Chefs from Sydney's top restaurants have combined forces to create the new National Indigenous Culinary Institute.

Chefs from Sydney's top restaurants have combined forces to create the new National Indigenous Culinary Institute, which will see potentially gifted candidates selected for the Indigenous Chef Traineeship in a competitive process in August 2012.

The course has been designed by Australia's top chefs and other prominent industry figures in partnership with the respected William Angliss Institute, incorporating intensive Skills for Success training prior to final placement and offering Indigenous mentors to support participants throughout their training journey.

The mentor group includes Neil Perry of Rockpool, Guillaume Brahimi of Guillaume at Bennelong, Michael McMahon of Catalina, Aria's Matt Moran and more than a dozen other top chefs - augmented by Barry McDonald of Fratelli Fresh and food writers and critics Terry Durack and Jill Dupleix.

Rockpool owner and chef, Neil Perry, says the hospitality industry welcomes the opportunity to provide Indigenous trainees with the skills and training required to work in the country's finest dining establishments.

"Anyone with natural ability should be able to receive the right training and experience," he says.

"Our longer-term aim is for Indigenous chefs to be a major force in the Australian restaurant industry."

Fairfax Media reports McDonald's belief the restaurant industry should strive to match other sectors in its promotion of role models.

''We have iconic Indigenous sportspeople in the community to look up to. Let's try to do the same thing (in the restaurant sector),'' McDonald asserted.

The program is marked by its strong leadership component, with mentoring a key element to help trainees achieve their potential. There will be a focus on the history of Australian gastronomy, on the selection of quality produce, and the ethics of suppliers and growers in food production.

The participants selected for this Indigenous Trainee Chef program couldn't find better leaders, with up to 12 of Australia's top chefs becoming culinary guardians in the program, placing trainee chefs in their award-winning Sydney restaurants for on-the-job mentoring and training.

In future years, the National Indigenous Culinary Institute will source and place students in other cities.
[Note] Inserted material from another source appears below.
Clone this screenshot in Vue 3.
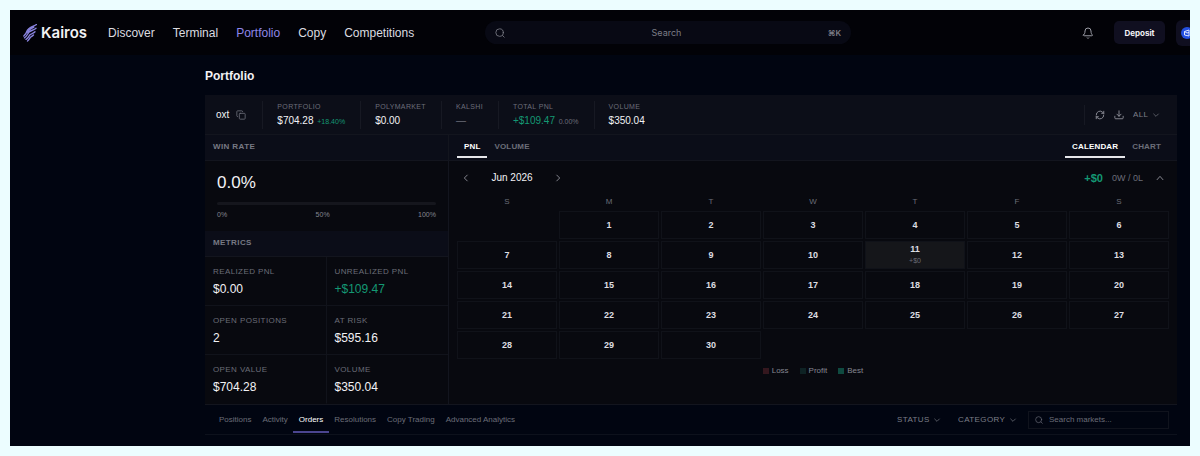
<template>
  <div class="app">
    <header class="topbar">
      <a class="brand" href="#">
        <svg class="wing" viewBox="0 0 14 18">
          <path d="M13.500.5C10.500 2.500 5 3 3.800 7.500 3.300 9.500 2.500 10.500.8 12" />
          <path d="M13 4.300C11 6.300 7.500 6.300 5.800 8.300 4.500 10 4 12 1.500 13.800" />
          <path d="M12 7.800c-1.500 1.700-3.600 1.700-5 3-1.200 1.200-1.700 3-4 4.500" />
          <path d="M10.500 11c-1.300 1.300-2.300 1.400-3.300 2.500-.8 1-1.200 2.300-2.700 3.500" />
          <path class="thick" d="M10.500 3C7.500 4.200 5.500 5.300 4.800 8" />
        </svg>
        <span>Kairos</span>
      </a>
      <nav class="nav">
        <a v-for="n in nav" :key="n" href="#" :class="{ active: n === 'Portfolio' }">{{ n }}</a>
      </nav>
      <label class="search">
        <svg class="icon i10" viewBox="0 0 24 24"><circle cx="11" cy="11" r="9" /><path d="m22 22-4-4" /></svg>
        <input type="text" placeholder="Search" aria-label="Search" />
        <kbd>⌘K</kbd>
      </label>
      <div class="actions">
        <button class="plain bell" aria-label="Notifications">
          <svg class="icon i12" viewBox="0 0 24 24"><path d="M10.300 22a2 2 0 0 0 3.400 0M3 16c0 1 .5 1.500 1.500 1.500h15c1 0 1.500-.5 1.500-1.500-1.500-1.500-3-3-3-8A6 6 0 0 0 6 8c0 5-1.500 6.500-3 8z" /></svg>
        </button>
        <button class="deposit">Deposit</button>
        <button class="account" aria-label="Account">
          <svg viewBox="0 0 12 12">
            <circle cx="6" cy="6" r="6" fill="#2450e0" />
            <path d="M3.500 4.500 8 3v6L3.500 8zM3.500 4.500 6 6l2-.5" fill="none" stroke="#dfe6ff" />
          </svg>
        </button>
      </div>
    </header>

    <main class="page">
      <h1>Portfolio</h1>

      <section class="summary">
        <div class="user">
          oxt
          <button class="plain" aria-label="Copy name">
            <svg class="icon i10" viewBox="0 0 24 24"><rect x="8" y="8" width="14" height="14" rx="2" /><path d="M4 16a2 2 0 0 1-2-2V4a2 2 0 0 1 2-2h10a2 2 0 0 1 2 2" /></svg>
          </button>
        </div>
        <div v-for="s in stats" :key="s.label" class="stat">
          <div class="stat-label">{{ s.label }}</div>
          <div class="stat-value" :class="s.tone">
            {{ s.value }} <small v-if="s.note" :class="s.noteTone">{{ s.note }}</small>
          </div>
        </div>
        <div class="tools">
          <button class="plain" aria-label="Refresh">
            <svg class="icon i10" viewBox="0 0 24 24"><path d="M3 12a9 9 0 0 1 15.500-6.500L21 8M21 3v5h-5M21 12a9 9 0 0 1-15.500 6.500L3 16M3 21v-5h5" /></svg>
          </button>
          <button class="plain" aria-label="Download">
            <svg class="icon i10" viewBox="0 0 24 24"><path d="M12 2v13M7 10l5 5 5-5M2 15v4a2 2 0 0 0 2 2h16a2 2 0 0 0 2-2v-4" /></svg>
          </button>
          <label class="pick">
            <select aria-label="Range"><option>ALL</option></select>
            <svg class="icon i8" viewBox="0 0 24 24"><path d="m5 9 7 7 7-7" /></svg>
          </label>
        </div>
      </section>

      <div class="board">
        <aside class="side">
          <h2>WIN RATE</h2>
          <div class="winrate">
            <div class="rate">0.0%</div>
            <div class="track"><div class="fill" :style="{ width: winRate + '%' }"></div></div>
            <div class="scale"><span>0%</span><span>50%</span><span>100%</span></div>
          </div>
          <h2>METRICS</h2>
          <dl class="metrics">
            <div v-for="m in metrics" :key="m.label">
              <dt>{{ m.label }}</dt>
              <dd :class="m.tone">{{ m.value }}</dd>
            </div>
          </dl>
        </aside>

        <section class="results">
          <div class="tabs">
            <button v-for="t in ['PNL', 'VOLUME']" :key="t" :class="{ on: t === series }" @click="series = t">{{ t }}</button>
            <span class="grow"></span>
            <button v-for="t in ['CALENDAR', 'CHART']" :key="t" :class="{ on: t === view }" @click="view = t">{{ t }}</button>
          </div>
          <div class="month">
            <button class="plain" aria-label="Previous month">
              <svg class="icon i10" viewBox="0 0 24 24"><path d="m15 5-7 7 7 7" /></svg>
            </button>
            <span class="month-name">Jun 2026</span>
            <button class="plain" aria-label="Next month">
              <svg class="icon i10" viewBox="0 0 24 24"><path d="m9 5 7 7-7 7" /></svg>
            </button>
            <span class="grow"></span>
            <strong class="up">+$0</strong>
            <span class="record">0W / 0L</span>
            <button class="plain" aria-label="Collapse">
              <svg class="icon i10" viewBox="0 0 24 24"><path d="m5 16 7-8 7 8" /></svg>
            </button>
          </div>
          <table class="calendar">
            <thead>
              <tr><th v-for="(d, i) in days" :key="i">{{ d }}</th></tr>
            </thead>
            <tbody>
              <tr v-for="(week, w) in weeks" :key="w">
                <td v-for="(day, i) in week" :key="i" :class="{ blank: !day, today: day === 11 }">
                  {{ day || '' }}
                  <small v-if="day === 11">+$0</small>
                </td>
              </tr>
            </tbody>
          </table>
          <div class="legend">
            <span class="loss">Loss</span>
            <span class="profit">Profit</span>
            <span class="best">Best</span>
          </div>
        </section>
      </div>

      <div class="orders">
        <div class="order-tabs">
          <button v-for="t in orderTabs" :key="t" :class="{ on: t === tab }" @click="tab = t">{{ t }}</button>
        </div>
        <label v-for="f in ['STATUS', 'CATEGORY']" :key="f" class="pick filter">
          <select :aria-label="f"><option>{{ f }}</option></select>
          <svg class="icon i8" viewBox="0 0 24 24"><path d="m5 9 7 7 7-7" /></svg>
        </label>
        <label class="market">
          <svg class="icon i8" viewBox="0 0 24 24"><circle cx="11" cy="11" r="9" /><path d="m22 22-4-4" /></svg>
          <input type="text" placeholder="Search markets..." aria-label="Search markets" />
        </label>
      </div>
    </main>
  </div>
</template>

<script setup>
import { ref, computed } from 'vue'

const nav = ['Discover', 'Terminal', 'Portfolio', 'Copy', 'Competitions']
const orderTabs = ['Positions', 'Activity', 'Orders', 'Resolutions', 'Copy Trading', 'Advanced Analytics']
const days = ['S', 'M', 'T', 'W', 'T', 'F', 'S']

const series = ref('PNL')
const view = ref('CALENDAR')
const tab = ref('Orders')
const winRate = ref(0)

const stats = [
  { label: 'PORTFOLIO', value: '$704.28', note: '+18.40%', noteTone: 'up' },
  { label: 'POLYMARKET', value: '$0.00' },
  { label: 'KALSHI', value: '—', tone: 'muted' },
  { label: 'TOTAL PNL', value: '+$109.47', tone: 'up', note: '0.00%', noteTone: 'muted' },
  { label: 'VOLUME', value: '$350.04' }
]

const metrics = [
  { label: 'REALIZED PNL', value: '$0.00' },
  { label: 'UNREALIZED PNL', value: '+$109.47', tone: 'up' },
  { label: 'OPEN POSITIONS', value: '2' },
  { label: 'AT RISK', value: '$595.16' },
  { label: 'OPEN VALUE', value: '$704.28' },
  { label: 'VOLUME', value: '$350.04' }
]

// June 2026 starts on a Monday
const weeks = computed(() => {
  const rows = []
  for (let start = 0; start <= 30; start += 7) {
    const row = []
    for (let i = start; i < start + 7; i++) {
      row.push(i > 0 && i <= 30 ? i : null)
    }
    rows.push(row)
  }
  return rows
})
</script>

<style>
body {
  background: #ecfdff;
}
</style>

<style scoped>
.app {
  margin: 10px;
  overflow: hidden;
  background: #010511;
  color: #f2f2f5;
  font-family: "Liberation Sans", Arial, sans-serif;
  font-size: 8px;
  line-height: 10px;
}
.app * {
  box-sizing: border-box;
}
button,
input,
select {
  font: inherit;
  color: inherit;
  background: none;
  border: 0;
  padding: 0;
  margin: 0;
  outline: 0;
}
input {
  min-width: 0;
}
a {
  color: inherit;
  text-decoration: none;
}
.icon {
  display: block;
  flex: none;
  fill: none;
  stroke: currentColor;
  stroke-width: 2;
  stroke-linecap: round;
  stroke-linejoin: round;
}
.i8 {
  width: 8px;
  height: 8px;
}
.i10 {
  width: 10px;
  height: 10px;
}
.i12 {
  width: 12px;
  height: 12px;
}
.plain {
  display: flex;
  color: #9a9ba5;
}
.grow {
  flex: 1;
}
.up {
  color: #149873;
}
.muted {
  color: #6b6d78;
}

.topbar {
  display: flex;
  align-items: center;
  height: 45px;
  padding-left: 13px;
  background: #020207;
}
.brand {
  display: flex;
  align-items: center;
  gap: 4px;
  font: 600 15px/20px Inter, sans-serif;
}
.wing {
  width: 14px;
  height: 18px;
  fill: none;
  stroke: #8882dc;
  stroke-width: 1.4;
  stroke-linecap: round;
}
.wing .thick {
  stroke-width: 2;
}
.nav {
  display: flex;
  gap: 18px;
  margin-left: 21px;
  font-size: 12px;
  line-height: 16px;
  color: #dcdce0;
}
.nav .active {
  color: #8f86e8;
}
.search {
  display: flex;
  align-items: center;
  flex: 0 1 366px;
  height: 23px;
  margin-left: 71px;
  padding: 0 10px;
  border-radius: 12px;
  background: #080914;
  color: #7c7d87;
  font: 9px/12px Inter, sans-serif;
}
.search input {
  flex: 1;
  text-align: center;
}
.search kbd {
  font: 600 8px/12px Inter, sans-serif;
}
input::placeholder {
  color: inherit;
  opacity: 1;
}
.actions {
  display: flex;
  align-items: center;
  flex: none;
  margin-left: auto;
  margin-right: -14px;
}
.bell {
  margin-right: 20px;
}
.deposit {
  width: 51px;
  height: 23px;
  border-radius: 5px;
  background: #100f20;
  font: 700 8px/12px Inter, sans-serif;
}
.account {
  width: 28px;
  height: 26px;
  margin-left: 11px;
  padding-left: 5px;
  border-radius: 6px;
  background: #100f20;
}
.account svg {
  display: block;
  width: 12px;
  height: 12px;
}

.page {
  padding: 14px 13px 11px 195px;
}
h1 {
  margin: 0 0 11px;
  font-size: 12px;
  line-height: 15px;
}
.summary {
  display: flex;
  align-items: center;
  height: 39px;
  padding: 0 11px;
  background: #0c0e18;
}
.user {
  display: flex;
  align-items: center;
  gap: 7px;
  padding-right: 16px;
  font-size: 10px;
}
.stat {
  height: 28px;
  padding: 1px 15px 0 14px;
  border-left: 1px solid #171923;
}
.user .plain,
.stat-label {
  color: #6b6d78;
}
.stat-label {
  font-size: 7px;
  letter-spacing: 0.05em;
}
.stat-value {
  margin-top: 3px;
  font-size: 10px;
  line-height: 12px;
  white-space: nowrap;
}
.stat-value small {
  margin-left: 1px;
  font-size: 7px;
}
.tools {
  display: flex;
  align-items: center;
  gap: 9px;
  height: 20px;
  margin-left: auto;
  padding: 0 6px 0 10px;
  border-left: 1px solid #171923;
}
.pick {
  display: flex;
  align-items: center;
  gap: 3px;
  color: #7c7e88;
}
.pick select {
  appearance: none;
  letter-spacing: 0.05em;
}

.board {
  display: grid;
  grid-template-columns: 1fr 3fr;
  border: solid #13151e;
  border-width: 1px 0;
  background: #08090f;
}
h2 {
  margin: 0;
  padding: 7px 8px 8px;
  border-bottom: 1px solid #13151e;
  background: #0b0d18;
  color: #777984;
  font-size: 8px;
  line-height: 10px;
  letter-spacing: 0.05em;
}
.winrate {
  height: 70px;
  padding: 12px 12px 0;
}
.rate {
  font-size: 17px;
  line-height: 20px;
}
.track {
  height: 3px;
  margin: 9px 0 5px;
  border-radius: 2px;
  background: #15161d;
}
.fill {
  height: 100%;
  background: #149873;
}
.scale {
  display: flex;
  justify-content: space-between;
  color: #858791;
  font-size: 7px;
}
.metrics {
  display: grid;
  grid-template-columns: 1fr 1fr;
  margin: 0;
}
.metrics > div {
  padding: 10px 8px 8px;
  border-right: 1px solid #11131b;
  border-bottom: 1px solid #11131b;
}
.metrics > div:nth-child(2n) {
  border-right: 0;
}
.metrics > div:nth-last-child(-n + 2) {
  border-bottom-color: transparent;
}
dt {
  color: #6b6d78;
  letter-spacing: 0.05em;
}
dd {
  margin: 5px 0 0;
  font-size: 12px;
  line-height: 15px;
}

.results {
  border-left: 1px solid #13151e;
}
.tabs {
  display: flex;
  height: 26px;
  padding: 0 9px 0 8px;
  border-bottom: 1px solid #13151e;
  background: #0b0d18;
}
.tabs button {
  height: 23px;
  padding: 2px 7px 0;
  border-bottom: 2px solid transparent;
  color: #6b6d78;
  font-weight: 700;
  letter-spacing: 0.02em;
}
.tabs button.on {
  border-bottom-color: #e6e6ea;
  color: #fff;
}
.month {
  display: flex;
  align-items: center;
  height: 34px;
  padding: 0 12px;
}
.month-name {
  width: 82px;
  font-size: 10px;
  text-align: center;
}
.month strong {
  font-size: 11px;
}
.record {
  margin: 0 12px 0 9px;
  color: #6b6d78;
  font-size: 9px;
}
.calendar {
  width: calc(100% - 12px);
  margin: 0 6px;
  table-layout: fixed;
  border-spacing: 2px;
}
th {
  height: 12px;
  padding: 0;
  color: #6b6d78;
  font-weight: 400;
  vertical-align: top;
}
td {
  height: 28px;
  padding: 0;
  border: 1px solid #101219;
  color: #dddde2;
  font-size: 9px;
  font-weight: 700;
  text-align: center;
}
td.blank {
  border-color: transparent;
}
td.today {
  background: #15161a;
}
td small {
  display: block;
  color: #6b6d78;
  font-size: 7px;
  font-weight: 400;
  line-height: 13px;
}
.legend {
  display: flex;
  justify-content: center;
  gap: 11px;
  margin-top: 5px;
  color: #858791;
}
.legend span {
  display: flex;
  align-items: center;
  gap: 3px;
}
.legend span::before {
  content: "";
  width: 6px;
  height: 6px;
  background: #34171e;
}
.legend .profit::before {
  background: #0e2224;
}
.legend .best::before {
  background: #0f4a40;
}

.orders {
  display: flex;
  align-items: center;
  height: 30px;
  padding: 0 8px;
  border-bottom: 1px solid #0d111c;
}
.order-tabs {
  display: flex;
  align-self: stretch;
  margin-right: auto;
}
.order-tabs button {
  height: 28px;
  padding: 4px 6px 0;
  border-bottom: 2px solid transparent;
  color: #6b6d78;
}
.order-tabs button + button {
  margin-left: -1px;
}
.order-tabs button.on {
  border-bottom-color: #4b4590;
  color: #fff;
}
.filter {
  margin-right: 17px;
}
.filter + .market {
  margin-left: -6px;
}
.market {
  display: flex;
  align-items: center;
  gap: 6px;
  width: 141px;
  height: 18px;
  padding: 0 6px;
  border: 1px solid #10131d;
  color: #6b6d78;
}
</style>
The institute's Indigenous Trainee Chef program offers participants an excellent opportunity to gain unique training and experience using modern technology and contemporary techniques. All who successfully complete the program will start their culinary careers in one of Australia's top restaurants.

To date 15 Australian corporations have committed to financially support and to be involved in the National Indigenous Culinary Institute. Funding is also being provided through the Indigenous Employment Program by the Australian government.

The Indigenous Land Corporation is supporting the initiative as part of its commitment to increasing training and employment opportunities for Indigenous people.

The National Indigenous Culinary Institute is led by Bill Wavish, David Baffsky, Barry McDonald, Ross Grant, Bill Sweeney and Mark Arbib.